In order to filter out error data coming from Accelerometer, I used averaging and other filtering methods that can be easily understood through the attached code. The API pyautogui.move(0,y) was used in a way such that the mouse pointer can either go up-down or left-right at a time. This is because the accelerometer reports axes in X, Y, and Z direction, but the API takes only 2 arguments, X and Y axes. Hence, this approach was much suitable for my accelerometer and to map the gestures on the screen.

This part is an advanced application wherein any laptop having Bluetooth capabilities can communicate with Raspberry Pi in a server-client communication model and transmit mouse coordinates data wirelessly.
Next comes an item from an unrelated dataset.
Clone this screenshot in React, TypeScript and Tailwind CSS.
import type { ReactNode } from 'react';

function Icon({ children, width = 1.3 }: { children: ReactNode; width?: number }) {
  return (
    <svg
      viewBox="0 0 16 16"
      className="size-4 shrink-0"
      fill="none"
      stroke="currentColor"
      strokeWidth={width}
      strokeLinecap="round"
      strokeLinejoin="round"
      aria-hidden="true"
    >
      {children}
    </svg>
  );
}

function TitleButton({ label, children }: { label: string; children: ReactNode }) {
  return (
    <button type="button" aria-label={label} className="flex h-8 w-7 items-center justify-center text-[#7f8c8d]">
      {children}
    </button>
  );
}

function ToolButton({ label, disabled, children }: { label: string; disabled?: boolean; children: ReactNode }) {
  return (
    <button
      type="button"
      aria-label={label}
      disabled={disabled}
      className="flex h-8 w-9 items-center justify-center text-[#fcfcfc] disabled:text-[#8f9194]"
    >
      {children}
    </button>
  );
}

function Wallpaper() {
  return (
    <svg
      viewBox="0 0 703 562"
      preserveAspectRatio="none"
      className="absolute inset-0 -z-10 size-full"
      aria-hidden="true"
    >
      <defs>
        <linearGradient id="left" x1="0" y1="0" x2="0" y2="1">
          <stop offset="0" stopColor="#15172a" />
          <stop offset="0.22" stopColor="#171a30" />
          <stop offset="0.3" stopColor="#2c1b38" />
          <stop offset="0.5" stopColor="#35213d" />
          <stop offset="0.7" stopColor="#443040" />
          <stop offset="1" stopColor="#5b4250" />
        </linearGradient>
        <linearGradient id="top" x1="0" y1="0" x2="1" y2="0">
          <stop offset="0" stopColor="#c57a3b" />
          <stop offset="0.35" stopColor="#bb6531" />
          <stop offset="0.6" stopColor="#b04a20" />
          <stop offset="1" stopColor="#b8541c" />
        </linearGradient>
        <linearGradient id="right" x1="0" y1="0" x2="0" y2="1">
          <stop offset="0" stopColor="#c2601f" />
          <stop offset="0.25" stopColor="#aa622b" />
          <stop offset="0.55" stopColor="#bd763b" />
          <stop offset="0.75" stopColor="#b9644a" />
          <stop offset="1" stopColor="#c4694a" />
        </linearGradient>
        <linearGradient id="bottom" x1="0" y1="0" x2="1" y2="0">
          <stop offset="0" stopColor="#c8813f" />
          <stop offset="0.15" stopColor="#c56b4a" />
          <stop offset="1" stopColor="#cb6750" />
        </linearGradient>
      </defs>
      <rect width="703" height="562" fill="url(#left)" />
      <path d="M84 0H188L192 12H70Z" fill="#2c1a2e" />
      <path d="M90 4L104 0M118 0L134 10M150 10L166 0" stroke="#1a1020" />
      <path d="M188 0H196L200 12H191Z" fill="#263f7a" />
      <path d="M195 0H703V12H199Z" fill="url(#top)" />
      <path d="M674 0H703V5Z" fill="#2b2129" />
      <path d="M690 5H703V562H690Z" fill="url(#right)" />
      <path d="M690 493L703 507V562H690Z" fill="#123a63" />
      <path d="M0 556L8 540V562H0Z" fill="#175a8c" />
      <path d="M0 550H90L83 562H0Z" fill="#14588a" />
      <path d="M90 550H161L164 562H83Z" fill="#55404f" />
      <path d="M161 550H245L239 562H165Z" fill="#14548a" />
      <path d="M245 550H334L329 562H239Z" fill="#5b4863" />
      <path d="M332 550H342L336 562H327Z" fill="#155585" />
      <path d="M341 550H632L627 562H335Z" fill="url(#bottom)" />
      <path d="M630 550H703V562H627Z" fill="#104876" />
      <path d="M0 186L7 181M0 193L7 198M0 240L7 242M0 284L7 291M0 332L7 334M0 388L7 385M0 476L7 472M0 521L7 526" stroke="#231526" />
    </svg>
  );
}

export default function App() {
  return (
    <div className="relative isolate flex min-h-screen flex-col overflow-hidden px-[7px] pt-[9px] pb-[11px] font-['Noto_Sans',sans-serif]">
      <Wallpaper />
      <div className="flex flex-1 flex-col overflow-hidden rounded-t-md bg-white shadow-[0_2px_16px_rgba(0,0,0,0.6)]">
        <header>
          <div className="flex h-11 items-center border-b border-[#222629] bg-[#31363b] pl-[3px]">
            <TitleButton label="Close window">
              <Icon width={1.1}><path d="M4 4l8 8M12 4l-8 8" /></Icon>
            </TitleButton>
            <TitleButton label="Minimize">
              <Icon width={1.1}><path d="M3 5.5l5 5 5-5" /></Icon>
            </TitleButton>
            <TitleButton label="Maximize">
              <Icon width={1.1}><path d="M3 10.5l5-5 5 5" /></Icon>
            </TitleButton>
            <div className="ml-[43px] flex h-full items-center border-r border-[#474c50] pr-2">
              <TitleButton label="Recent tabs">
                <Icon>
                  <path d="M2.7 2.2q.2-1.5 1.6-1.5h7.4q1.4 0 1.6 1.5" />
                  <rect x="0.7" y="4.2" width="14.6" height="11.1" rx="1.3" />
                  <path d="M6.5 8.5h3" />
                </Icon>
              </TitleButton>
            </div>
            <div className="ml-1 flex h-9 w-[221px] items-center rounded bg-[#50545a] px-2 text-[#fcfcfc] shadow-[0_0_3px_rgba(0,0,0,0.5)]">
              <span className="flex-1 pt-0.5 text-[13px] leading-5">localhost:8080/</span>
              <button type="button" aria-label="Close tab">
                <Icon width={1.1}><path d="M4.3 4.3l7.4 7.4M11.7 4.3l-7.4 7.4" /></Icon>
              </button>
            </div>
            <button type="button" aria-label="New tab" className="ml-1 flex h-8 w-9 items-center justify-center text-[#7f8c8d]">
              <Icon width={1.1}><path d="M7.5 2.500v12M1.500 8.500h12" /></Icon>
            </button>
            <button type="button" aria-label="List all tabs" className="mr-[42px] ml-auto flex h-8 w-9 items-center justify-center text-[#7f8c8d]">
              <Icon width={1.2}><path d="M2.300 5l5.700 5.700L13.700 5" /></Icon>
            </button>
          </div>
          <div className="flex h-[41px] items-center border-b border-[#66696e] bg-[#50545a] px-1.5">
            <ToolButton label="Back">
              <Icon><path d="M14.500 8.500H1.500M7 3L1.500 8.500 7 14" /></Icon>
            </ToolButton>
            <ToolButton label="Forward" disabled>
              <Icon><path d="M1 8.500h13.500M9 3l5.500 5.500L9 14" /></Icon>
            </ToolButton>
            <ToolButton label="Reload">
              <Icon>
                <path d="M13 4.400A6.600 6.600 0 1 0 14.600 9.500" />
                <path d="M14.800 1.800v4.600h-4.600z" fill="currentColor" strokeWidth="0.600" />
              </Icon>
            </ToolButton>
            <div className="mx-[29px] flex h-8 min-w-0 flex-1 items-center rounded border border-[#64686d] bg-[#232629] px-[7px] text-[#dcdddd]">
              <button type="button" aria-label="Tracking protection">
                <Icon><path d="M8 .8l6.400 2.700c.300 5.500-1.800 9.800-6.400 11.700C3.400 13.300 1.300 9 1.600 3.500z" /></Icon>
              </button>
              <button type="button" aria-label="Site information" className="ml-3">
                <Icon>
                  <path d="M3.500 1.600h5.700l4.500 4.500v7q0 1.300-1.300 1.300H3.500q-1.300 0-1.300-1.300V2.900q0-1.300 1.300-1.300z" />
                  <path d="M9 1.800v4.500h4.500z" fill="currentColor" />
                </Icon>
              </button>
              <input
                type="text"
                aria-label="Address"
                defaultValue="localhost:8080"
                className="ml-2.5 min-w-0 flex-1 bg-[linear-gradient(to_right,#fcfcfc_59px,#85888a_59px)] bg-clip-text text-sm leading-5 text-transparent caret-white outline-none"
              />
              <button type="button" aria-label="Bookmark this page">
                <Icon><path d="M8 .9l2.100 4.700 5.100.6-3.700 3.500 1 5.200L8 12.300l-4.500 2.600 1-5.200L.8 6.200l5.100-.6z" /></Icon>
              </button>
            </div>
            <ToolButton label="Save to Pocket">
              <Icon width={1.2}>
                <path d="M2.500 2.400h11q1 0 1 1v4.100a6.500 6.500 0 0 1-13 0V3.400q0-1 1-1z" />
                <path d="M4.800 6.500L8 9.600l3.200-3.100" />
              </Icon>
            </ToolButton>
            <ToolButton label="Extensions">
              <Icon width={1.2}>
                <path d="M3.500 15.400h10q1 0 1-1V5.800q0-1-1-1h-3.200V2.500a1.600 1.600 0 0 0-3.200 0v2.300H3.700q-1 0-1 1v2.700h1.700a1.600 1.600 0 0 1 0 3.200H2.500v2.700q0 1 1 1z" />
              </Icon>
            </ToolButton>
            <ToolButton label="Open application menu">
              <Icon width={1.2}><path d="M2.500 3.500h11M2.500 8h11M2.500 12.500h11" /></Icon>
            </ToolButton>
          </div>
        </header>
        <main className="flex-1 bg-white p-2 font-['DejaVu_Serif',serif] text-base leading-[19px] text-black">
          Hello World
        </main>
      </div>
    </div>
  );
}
In order to set up a Windows 10 64-bit laptop to allow Bluetooth Communication, we need to follow the steps below:

Windows 10:

1. Create an incoming Bluetooth COM port.
2. Pair the Pi's Bluetooth with the laptop's Bluetooth by making Pi discoverable.
3. Install Python on Windows.
4. Install pip on Windows. Pip is used to install libraries on a Linux or Windows machine.
5. Install pyautogui on Windows using: pip install pyautogui
6. Once pyautogui is installed on the device, install Pybluez on Windows using the following command on the Windows terminal using: pip install PyBluez-win10. PyBluez enable Bluetooth communication on both Windows and Linux PCs.
7. In order to develop an application on a Windows 10 laptop, we need to install Microsoft Visual Studio (15-20 GB of space required) and its build tools. Therefore, along with PyBluez, we need to follow the below instructions,

   1. Download and run "Visual Studio Installer": https://www.visualstudio.com/pl/thank-you-downloa...

   2. Install "Visual Studio Build Tools 2017", check "Visual C++ build tools" and "Universal Windows Platform build tools"
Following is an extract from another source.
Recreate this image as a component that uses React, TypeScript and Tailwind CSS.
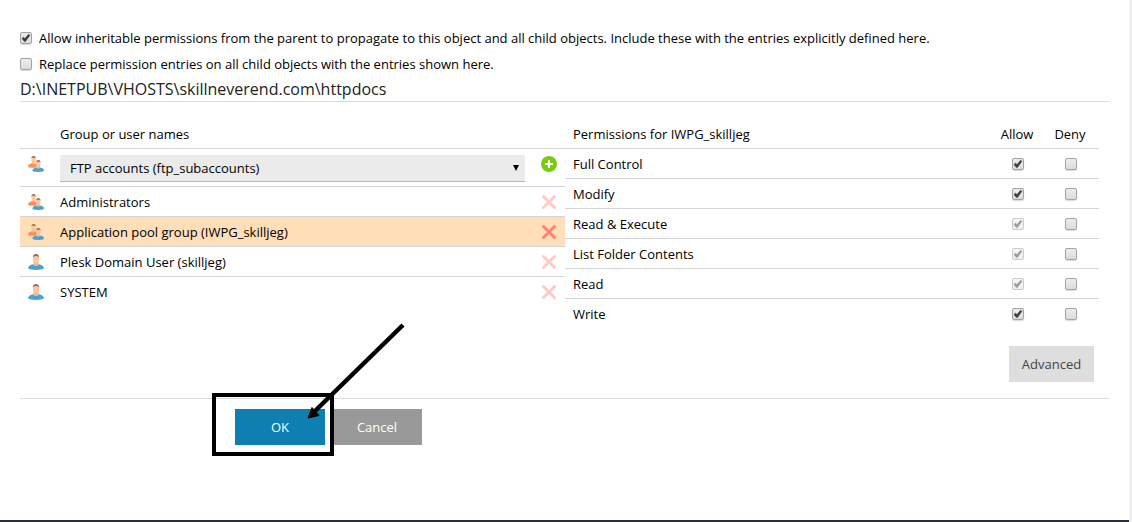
import { useState } from "react";

type CheckProps = {
  id?: string;
  label?: string;
  initial?: boolean;
  disabled?: boolean;
};

function Check({ id, label, initial = false, disabled = false }: CheckProps) {
  const [checked, setChecked] = useState(initial);
  return (
    <span className="relative block size-3 shrink-0">
      <input
        id={id}
        type="checkbox"
        aria-label={label}
        checked={checked}
        disabled={disabled}
        onChange={(e) => setChecked(e.target.checked)}
        className="block size-3 appearance-none rounded-xs border border-[#a3a3a3] bg-linear-to-b from-[#ececec] to-[#dcdcdc] shadow-[0_1px_1px_rgba(0,0,0,0.15)] disabled:border-[#cbcbcb] disabled:from-[#f6f6f6] disabled:to-[#eeeeee] disabled:shadow-none"
      />
      {checked && (
        <svg
          viewBox="0 0 12 12"
          className={
            disabled
              ? "pointer-events-none absolute inset-0 size-3 text-[#9c9c9c]"
              : "pointer-events-none absolute inset-0 size-3 text-[#3c3c3c]"
          }
          aria-hidden="true"
        >
          <path d="M2 6.4 L3.4 5.2 L5 6.6 L8.6 2.2 L10 3.2 L5.4 9.6 L4.4 9.6 Z" fill="currentColor" stroke="currentColor" strokeWidth="0.5" />
        </svg>
      )}
    </span>
  );
}

function UserIcon() {
  return (
    <svg viewBox="0 0 16 16" className="block size-4" aria-hidden="true">
      <path d="M0 14.600C0 11.800 2 10.900 5.400 10.200h5.200C14 10.900 16 11.800 16 14.600Q14 16 8 16T0 14.600Z" fill="#4aa3cf" />
      <path d="M5.500 8h5v3.200Q8 13 5.500 11.200z" fill="#f3b48a" />
      <path d="M5 3Q5 1 8 1t3 2v3.500Q10.800 9.600 8 9.600T5 6.500Z" fill="#fdc6a0" />
      <path d="M4.900 4V2.500Q5.200 0 8 0t3.100 2.500V4L10.500 2.400Q8 1.800 5.500 2.400Z" fill="#95694d" />
    </svg>
  );
}

function GroupIcon() {
  return (
    <svg viewBox="0 0 16 16" className="block size-4" aria-hidden="true">
      <path d="M0 11C0 8.600 1.500 8 4 7.300H7.500L9 9 8 11.500Q2 12.300 0 11Z" fill="#ff8c50" />
      <path d="M4 5h3.200v3Q5.600 9 4 8z" fill="#f3b48a" />
      <path d="M3.500 2Q3.800.6 5.600.6T7.700 2v2.700Q7.400 7 5.600 7T3.500 4.700Z" fill="#fdc6a0" />
      <path d="M3.400 3V1.800Q3.700 0 5.600 0t2.200 1.800V3L7.400 1.700H3.800Z" fill="#95694d" />
      <path d="M4.400 15C4.400 12.800 6 12 8.500 11.500h3.600C14.600 12 16 12.800 16 15q-1.500 1-5.800 1T4.400 15Z" fill="#4aa3cf" />
      <path d="M8.600 9.500H12V12Q10.300 13.400 8.600 12z" fill="#f3b48a" />
      <path d="M8.200 6Q8.400 4.600 10.300 4.600T12.400 6v2.700Q12.100 11 10.300 11T8.200 8.700Z" fill="#fdc6a0" />
      <path d="M8.100 7V5.800Q8.400 4 10.300 4t2.200 1.800V7l-.4-1.300H8.500Z" fill="#95694d" />
    </svg>
  );
}

function RemoveIcon({ active }: { active: boolean }) {
  return (
    <svg viewBox="0 0 16 16" className={active ? "block size-4 text-[#fe8176]" : "block size-4 text-[#ffc9c5]"} aria-hidden="true">
      <path d="M2.500 2.500l11 11M13.500 2.500l-11 11" stroke="currentColor" strokeWidth="3" strokeLinecap="round" />
    </svg>
  );
}

function AddIcon() {
  return (
    <svg viewBox="0 0 16 16" className="block size-4" aria-hidden="true">
      <circle cx="8" cy="8" r="8" fill="#7ccb10" />
      <path d="M8 4v8M4 8h8" stroke="#fff" strokeWidth="2" />
    </svg>
  );
}

const users = [
  { name: "Administrators", group: true },
  { name: "Application pool group (IWPG_skilljeg)", group: true },
  { name: "Plesk Domain User (skilljeg)", group: false },
  { name: "SYSTEM", group: false },
];

const permissions = [
  { name: "Full Control", allow: true, locked: false },
  { name: "Modify", allow: true, locked: false },
  { name: "Read & Execute", allow: true, locked: true },
  { name: "List Folder Contents", allow: true, locked: true },
  { name: "Read", allow: true, locked: true },
  { name: "Write", allow: true, locked: false },
];

function UsersTable() {
  const selected = 1;
  return (
    <table className="w-full table-fixed border-collapse text-left">
      <colgroup>
        <col className="w-10" />
        <col />
        <col className="w-10" />
      </colgroup>
      <thead>
        <tr className="h-[30px] border-b border-[#d5d5d5]">
          <th />
          <th className="pt-0.5 font-normal">Group or user names</th>
          <th />
        </tr>
      </thead>
      <tbody>
        <tr className="h-[38px] border-b border-[#d5d5d5]">
          <td className="pt-[7px] pl-2 align-top">
            <GroupIcon />
          </td>
          <td className="pt-1.5 align-top">
            <div className="relative">
              <select
                aria-label="Group or user"
                className="block h-[27px] w-full appearance-none rounded-none border-b border-[#b5b8bb] bg-[#ebebeb] pr-6 pl-2.5"
              >
                <option>FTP accounts (ftp_subaccounts)</option>
              </select>
              <svg viewBox="0 0 6 6" className="pointer-events-none absolute top-2.5 right-1.5 size-1.5" aria-hidden="true">
                <path d="M0 0h6L3 6z" fill="#000" />
              </svg>
            </div>
          </td>
          <td className="pt-[7px] pl-4 align-top">
            <button type="button" aria-label="Add" className="block">
              <AddIcon />
            </button>
          </td>
        </tr>
        {users.map((user, i) => (
          <tr
            key={user.name}
            className={
              i === selected
                ? "h-[30px] border-b border-[#d5d5d5] bg-[#ffdeb8]"
                : "h-[30px] border-b border-[#d5d5d5] last:border-b-0"
            }
          >
            <td className="pt-0.5 pl-2">{user.group ? <GroupIcon /> : <UserIcon />}</td>
            <td className="pt-0.5">{user.name}</td>
            <td className="pt-0.5 pl-4">
              <button type="button" aria-label={`Remove ${user.name}`} className="block">
                <RemoveIcon active={i === selected} />
              </button>
            </td>
          </tr>
        ))}
      </tbody>
    </table>
  );
}

function PermissionsTable() {
  return (
    <table className="w-full table-fixed border-collapse text-left">
      <colgroup>
        <col />
        <col className="w-[50px]" />
        <col className="w-14" />
      </colgroup>
      <thead>
        <tr className="h-[30px] border-b border-[#d5d5d5]">
          <th className="pt-0.5 pl-2 font-normal">Permissions for IWPG_skilljeg</th>
          <th className="pt-0.5 pr-0.5 text-center font-normal">Allow</th>
          <th className="pt-0.5 pr-0.5 text-center font-normal">Deny</th>
        </tr>
      </thead>
      <tbody>
        {permissions.map((p) => (
          <tr key={p.name} className="h-[30px] border-b border-[#d5d5d5] last:border-b-0">
            <td className="pt-0.5 pl-2">{p.name}</td>
            <td className="pt-0.5">
              <div className="flex justify-center">
                <Check label={`Allow ${p.name}`} initial={p.allow} disabled={p.locked} />
              </div>
            </td>
            <td className="pt-0.5">
              <div className="flex justify-center">
                <Check label={`Deny ${p.name}`} />
              </div>
            </td>
          </tr>
        ))}
      </tbody>
    </table>
  );
}

export default function App() {
  return (
    <div className="flex min-h-screen bg-white font-['Open_Sans','Noto_Sans',sans-serif] text-[13px] leading-5 text-black">
      <div className="flex min-w-0 grow flex-col">
        <main className="grow px-5 pt-7">
          <div className="flex h-5 items-center gap-[7px]">
            <Check id="inherit" initial />
            <label htmlFor="inherit">
              Allow inheritable permissions from the parent to propagate to this object and all child objects. Include
              these with the entries explicitly defined here.
            </label>
          </div>
          <div className="mt-1.5 flex h-5 items-center gap-[7px]">
            <Check id="replace" />
            <label htmlFor="replace">
              Replace permission entries on all child objects with the entries shown here.
            </label>
          </div>
          <h1 className="mt-[5px] border-b border-[#dcdcdc] pb-0.5 text-base leading-5 text-[#222222]">
            D:\INETPUB\VHOSTS\skillneverend.com\httpdocs
          </h1>

          <div className="mt-4 grid grid-cols-[545fr_534fr] items-start pr-2.5">
            <UsersTable />
            <div>
              <PermissionsTable />
              <div className="mt-[18px] flex justify-end pr-[5px]">
                <button type="button" className="h-9 w-[85px] bg-[#dedede] text-[#444444]">
                  Advanced
                </button>
              </div>
            </div>
          </div>

          <div className="mt-4 flex gap-[7px] border-t border-[#dcdcdc] pt-2.5 pl-[215px] text-white">
            <div className="relative">
              <button type="button" className="block h-9 w-[90px] bg-[#0f7fb1]">
                OK
              </button>
              <div className="pointer-events-none absolute -top-4 -left-[23px] z-10 h-[63px] w-[122px] border-4 border-black" />
              <svg
                viewBox="0 0 110 110"
                className="pointer-events-none absolute -top-[93px] left-[65px] z-10 size-[110px]"
                aria-hidden="true"
              >
                <path d="M103 9L15 95" stroke="#000" strokeWidth="4.5" />
                <path d="M8 102L12 91.500L19 99.500Z" fill="#000" stroke="#000" strokeWidth="1" />
              </svg>
            </div>
            <button type="button" className="h-9 w-[90px] bg-[#999999]">
              Cancel
            </button>
          </div>
        </main>
        <footer className="h-0.5 bg-[#252f3d]" />
      </div>
      <div className="w-[3px] shrink-0 bg-[#f0f0f0]" />
    </div>
  );
}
   3. git clone https://github.com/pybluez/pyblue

   4. cd pybluez

   5. python setup.py install

8. If the above instructions are correctly followed, running Python on windows terminal, and importing pyautogui and Bluetooth module should work without errors, as per the image above.

9. In the pybluez library installed on the Windows machine, navigate to: pybluez-master\examples\simple\rfcomm-server.py and execute using python rfcomm-server.py. If the terminal goes into a waiting state without errors, go to the below section for setting up Bluetooth on Pi. If there are errors in installing pybluez, refer to GitHub Issues for debugging.

Raspbian on Raspberry Pi:

1. Install PyBluez on Pi
2. Run the server example on Windows. Then, on Pi, navigate to pybluez-master\examples\simple\rfcomm-client.py and execute. If the two devices have started communicating, Bluetooth is now setup on both the devices. To understand more on how socket communication works with Python, refer to this link from MIT.

There will be some additional data parsing required to send axes data from Pi to PC, as the data is sent in bytes. Refer to the attached code for more info on the client and server data communication.

Once the accelerometer is well interfaced, the skeleton system looks something the first image on this step.

As the surface of the glove is not flat, I used a dummy credit card that comes to my mailbox every now and then. As per the second image on this step, I attached the dummy credit card on the top surface of my glove with duct tape. Over the card, I attached my accelerometer. This setup was robust enough to keep my accelerometer stable and able to track my gestures accurately.